* **SET PROBLEM**
Select each line where the word "index" appears.

* Start SOURCE DATA *

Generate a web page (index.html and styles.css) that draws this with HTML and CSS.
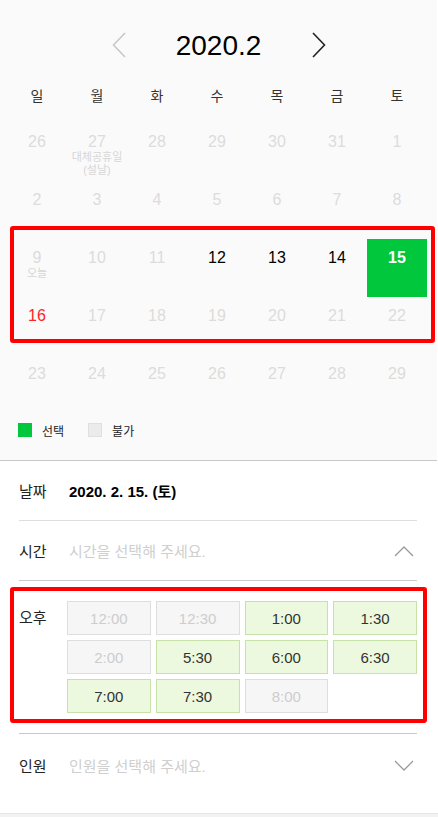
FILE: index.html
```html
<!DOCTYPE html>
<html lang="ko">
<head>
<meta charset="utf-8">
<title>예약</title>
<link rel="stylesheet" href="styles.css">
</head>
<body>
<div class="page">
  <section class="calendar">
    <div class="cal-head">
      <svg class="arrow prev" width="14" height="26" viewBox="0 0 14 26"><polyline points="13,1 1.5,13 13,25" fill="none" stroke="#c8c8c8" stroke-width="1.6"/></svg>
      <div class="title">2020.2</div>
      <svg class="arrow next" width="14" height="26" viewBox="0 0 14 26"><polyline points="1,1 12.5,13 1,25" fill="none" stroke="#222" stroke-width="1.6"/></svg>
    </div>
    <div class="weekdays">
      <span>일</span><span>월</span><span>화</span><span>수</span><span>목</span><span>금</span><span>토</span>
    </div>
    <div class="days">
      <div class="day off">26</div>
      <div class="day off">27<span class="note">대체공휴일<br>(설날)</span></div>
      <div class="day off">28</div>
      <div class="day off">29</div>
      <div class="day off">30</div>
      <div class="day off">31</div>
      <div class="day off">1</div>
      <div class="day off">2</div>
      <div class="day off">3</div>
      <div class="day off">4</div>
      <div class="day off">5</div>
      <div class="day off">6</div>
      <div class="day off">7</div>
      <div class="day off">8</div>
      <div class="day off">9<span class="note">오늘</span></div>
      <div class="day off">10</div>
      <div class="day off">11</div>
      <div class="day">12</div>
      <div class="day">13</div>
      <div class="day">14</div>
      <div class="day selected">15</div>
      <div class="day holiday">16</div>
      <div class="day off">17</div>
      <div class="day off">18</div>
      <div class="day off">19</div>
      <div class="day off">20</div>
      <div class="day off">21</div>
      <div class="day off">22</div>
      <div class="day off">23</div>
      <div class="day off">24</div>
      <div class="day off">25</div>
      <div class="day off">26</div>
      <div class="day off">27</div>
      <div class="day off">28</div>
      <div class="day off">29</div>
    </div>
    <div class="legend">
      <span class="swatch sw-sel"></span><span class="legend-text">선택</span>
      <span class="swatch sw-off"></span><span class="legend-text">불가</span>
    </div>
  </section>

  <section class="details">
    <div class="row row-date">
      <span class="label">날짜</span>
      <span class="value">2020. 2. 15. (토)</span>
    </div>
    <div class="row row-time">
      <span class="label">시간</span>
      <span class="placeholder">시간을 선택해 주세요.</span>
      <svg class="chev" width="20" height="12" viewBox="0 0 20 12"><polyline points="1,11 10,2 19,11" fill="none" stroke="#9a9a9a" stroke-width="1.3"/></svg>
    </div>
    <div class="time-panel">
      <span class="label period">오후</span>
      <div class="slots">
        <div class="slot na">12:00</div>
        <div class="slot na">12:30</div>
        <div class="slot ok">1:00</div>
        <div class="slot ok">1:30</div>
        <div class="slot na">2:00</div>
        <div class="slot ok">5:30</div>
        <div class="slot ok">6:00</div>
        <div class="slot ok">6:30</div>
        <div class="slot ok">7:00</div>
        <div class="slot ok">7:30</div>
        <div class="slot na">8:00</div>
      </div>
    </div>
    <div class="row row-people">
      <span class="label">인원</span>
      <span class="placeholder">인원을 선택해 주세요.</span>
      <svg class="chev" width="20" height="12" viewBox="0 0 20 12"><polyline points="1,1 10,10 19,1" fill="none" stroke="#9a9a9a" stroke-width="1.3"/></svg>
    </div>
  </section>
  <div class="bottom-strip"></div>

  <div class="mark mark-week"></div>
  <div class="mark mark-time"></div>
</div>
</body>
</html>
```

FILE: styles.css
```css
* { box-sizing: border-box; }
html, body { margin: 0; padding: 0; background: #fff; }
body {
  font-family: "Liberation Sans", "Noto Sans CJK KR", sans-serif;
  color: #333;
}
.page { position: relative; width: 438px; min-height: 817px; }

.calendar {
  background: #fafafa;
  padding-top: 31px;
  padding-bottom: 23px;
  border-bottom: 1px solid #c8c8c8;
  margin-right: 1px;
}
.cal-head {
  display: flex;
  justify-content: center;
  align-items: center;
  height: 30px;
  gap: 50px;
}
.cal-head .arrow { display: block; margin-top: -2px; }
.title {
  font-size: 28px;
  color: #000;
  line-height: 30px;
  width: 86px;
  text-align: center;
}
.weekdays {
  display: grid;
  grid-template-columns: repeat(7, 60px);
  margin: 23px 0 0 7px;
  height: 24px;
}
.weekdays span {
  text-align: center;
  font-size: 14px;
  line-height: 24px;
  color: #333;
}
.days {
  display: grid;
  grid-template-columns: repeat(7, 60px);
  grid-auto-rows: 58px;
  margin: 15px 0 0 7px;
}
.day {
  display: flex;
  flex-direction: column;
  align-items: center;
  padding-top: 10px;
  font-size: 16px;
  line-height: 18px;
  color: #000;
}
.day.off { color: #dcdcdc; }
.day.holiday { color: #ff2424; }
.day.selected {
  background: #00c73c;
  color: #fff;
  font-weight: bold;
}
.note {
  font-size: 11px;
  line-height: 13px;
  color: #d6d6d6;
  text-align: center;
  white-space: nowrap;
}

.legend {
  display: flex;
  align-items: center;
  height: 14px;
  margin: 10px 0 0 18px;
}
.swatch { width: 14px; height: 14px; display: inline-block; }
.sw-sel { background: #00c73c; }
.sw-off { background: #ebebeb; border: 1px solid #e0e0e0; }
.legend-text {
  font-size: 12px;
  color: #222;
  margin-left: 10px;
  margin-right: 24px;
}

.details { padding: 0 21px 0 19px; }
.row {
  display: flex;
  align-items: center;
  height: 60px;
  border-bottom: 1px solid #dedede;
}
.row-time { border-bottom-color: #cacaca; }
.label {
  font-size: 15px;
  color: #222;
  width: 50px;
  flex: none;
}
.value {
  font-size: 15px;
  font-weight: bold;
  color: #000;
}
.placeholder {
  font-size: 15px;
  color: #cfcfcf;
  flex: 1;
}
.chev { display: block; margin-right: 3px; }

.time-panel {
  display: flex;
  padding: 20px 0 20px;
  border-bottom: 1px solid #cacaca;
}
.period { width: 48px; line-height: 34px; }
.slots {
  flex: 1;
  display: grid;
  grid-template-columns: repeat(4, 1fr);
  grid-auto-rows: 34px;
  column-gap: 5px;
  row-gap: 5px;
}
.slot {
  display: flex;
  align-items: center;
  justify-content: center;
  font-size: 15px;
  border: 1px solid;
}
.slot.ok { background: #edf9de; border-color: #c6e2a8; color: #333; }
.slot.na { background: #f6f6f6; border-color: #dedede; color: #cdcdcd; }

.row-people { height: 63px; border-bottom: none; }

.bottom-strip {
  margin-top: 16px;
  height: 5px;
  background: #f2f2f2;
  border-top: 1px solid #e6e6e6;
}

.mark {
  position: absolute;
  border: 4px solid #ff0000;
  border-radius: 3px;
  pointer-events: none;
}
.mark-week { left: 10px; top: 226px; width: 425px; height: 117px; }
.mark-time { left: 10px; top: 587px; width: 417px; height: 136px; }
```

* End SOURCE DATA *

* **ANSWER FOR THIS EXERCISE**
Generate a web page (index.html and styles.css) that draws this with HTML and CSS.
FILE: index.html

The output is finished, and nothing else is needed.